The left-handed rotation helped Bethel Park (9-2, 2-2) climb to No. 1 in the Class AAAA rankings, but losses last week to Mt. Lebanon, 5-3, and Peters Township, 5-2, shuffled the section standings. That movement has been typical of Quad-A this season, where no team remains undefeated.

“It's pretty balanced this year,” Fisher said. “I don't think there's anybody who's going to run away with it. It's a coin flip at this point.”

Pitching will allow Bethel Park to contend, as long as its defense stands strong. Its starters were solid in both losses but mistakes were costly — especially five fielding errors against Mt. Lebanon. The errors were disappointing for a team that has senior starters at seven of eight fielding positions. It reminded them of the four errors made in last year's quarterfinal loss in the WPIAL playoffs.

But Bethel Park's coaches had a message: We'd rather play our worst baseball on April 14 rather than May 16 like we did last year. So, their next practice emphasized defense, with his players fielding grounders with bare hands. That led to a 17-4 victory Monday over Canon-McMillan.

“Baseball is an evil game,” Fisher said. “You make one mistake, and it can cost you. ... Sometimes you have to go through some trials and tribulations in order to move forward, and I think we did that.”

Bethel Park has been building toward this season. Corrigan, a first baseman, and shortstop Dakota Forsyth are each four-year starters. Right fielder Jake McCall, left fielder Ryan Kogler, center fielder Corey Lazor and third baseman David Lemley are all two- or three-year starters.

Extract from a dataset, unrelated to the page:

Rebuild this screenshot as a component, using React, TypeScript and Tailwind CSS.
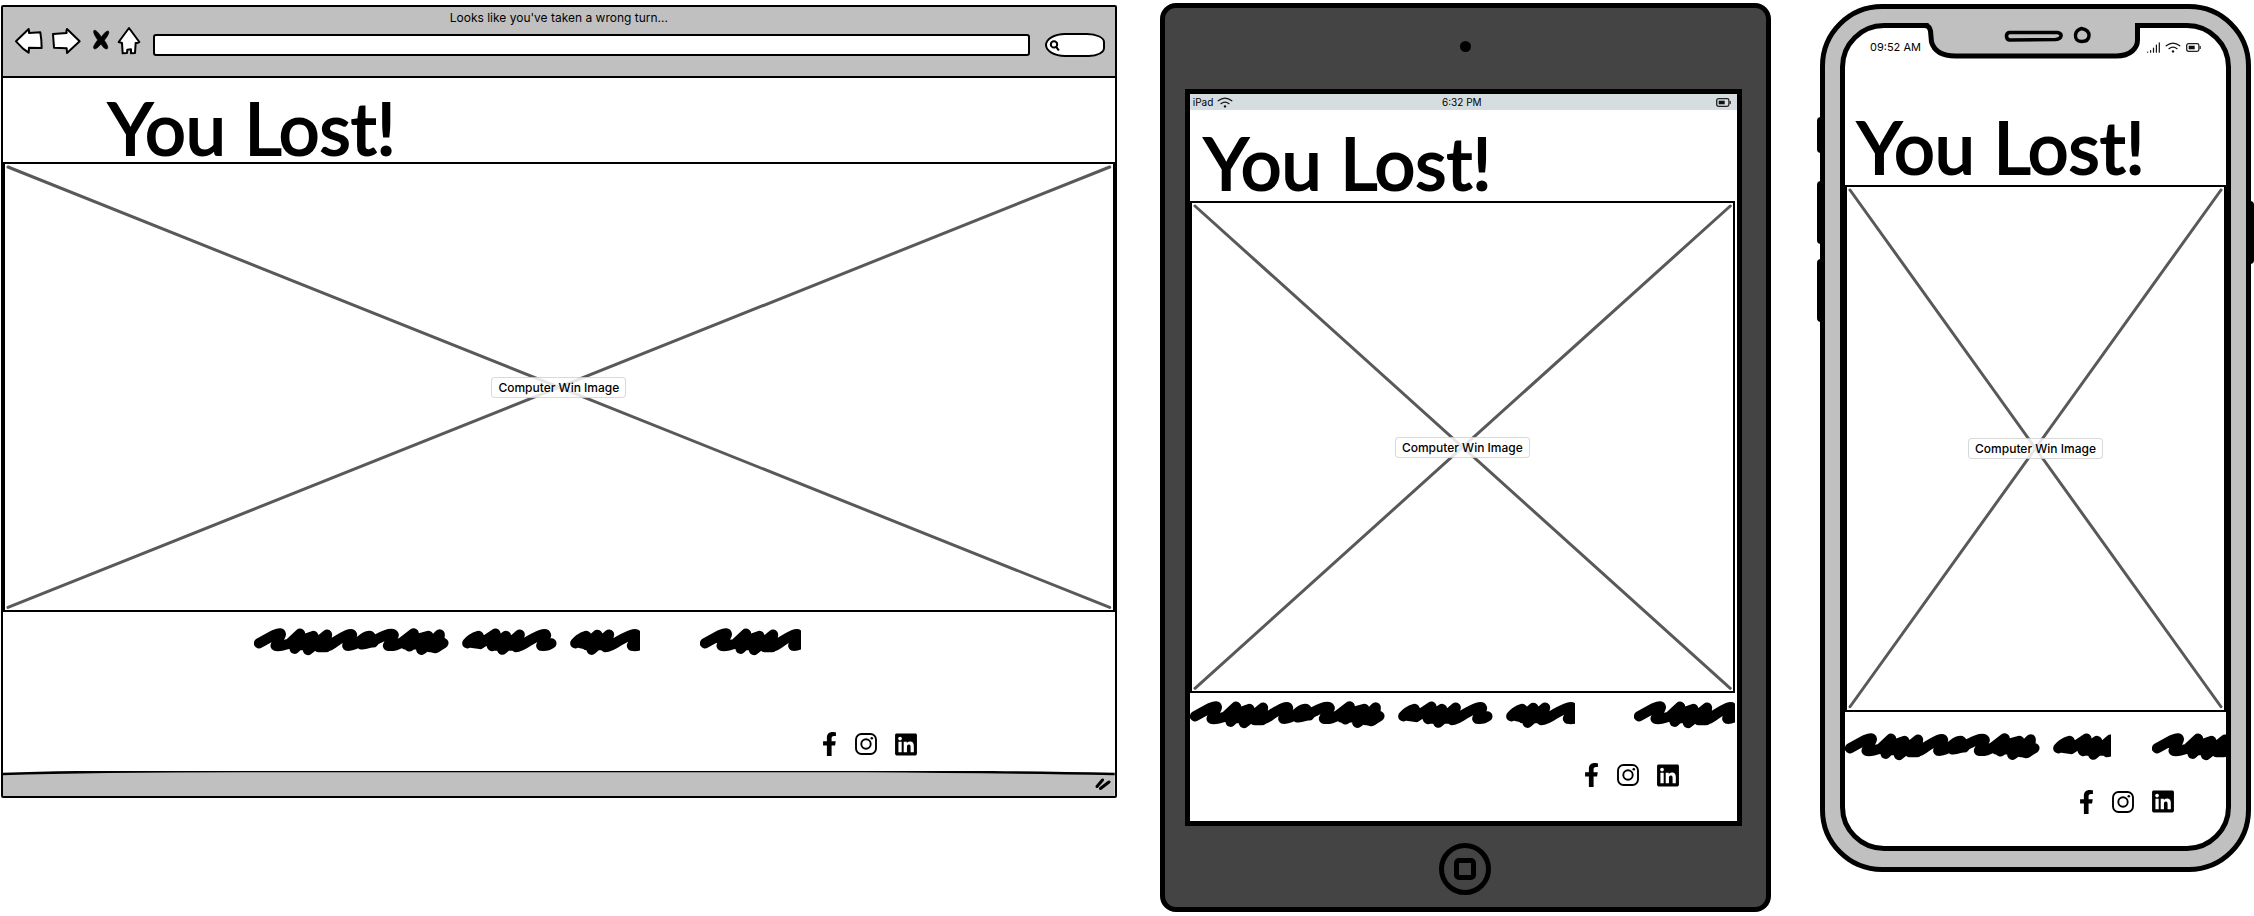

Senior designated hitter Ryan Dodson, a first-year starter, leads with a .432 average, two home runs and 10 RBI. Corrigan, a James Madison recruit, has a .424 average and two home runs. As a team, the lineup struck out just three times in three games.

Pitching and defense will be key, Fisher said. With typically only three games per week, one of the four left-handers will work as a reliever; Cox started against Canon-McMillan and Corrigan closed. Fisher uses all four, trying to match a pitcher's style against each opponent.

“We'll see how it goes the second time through (the section),” Fisher said, “when everybody is throwing lefties at each other.”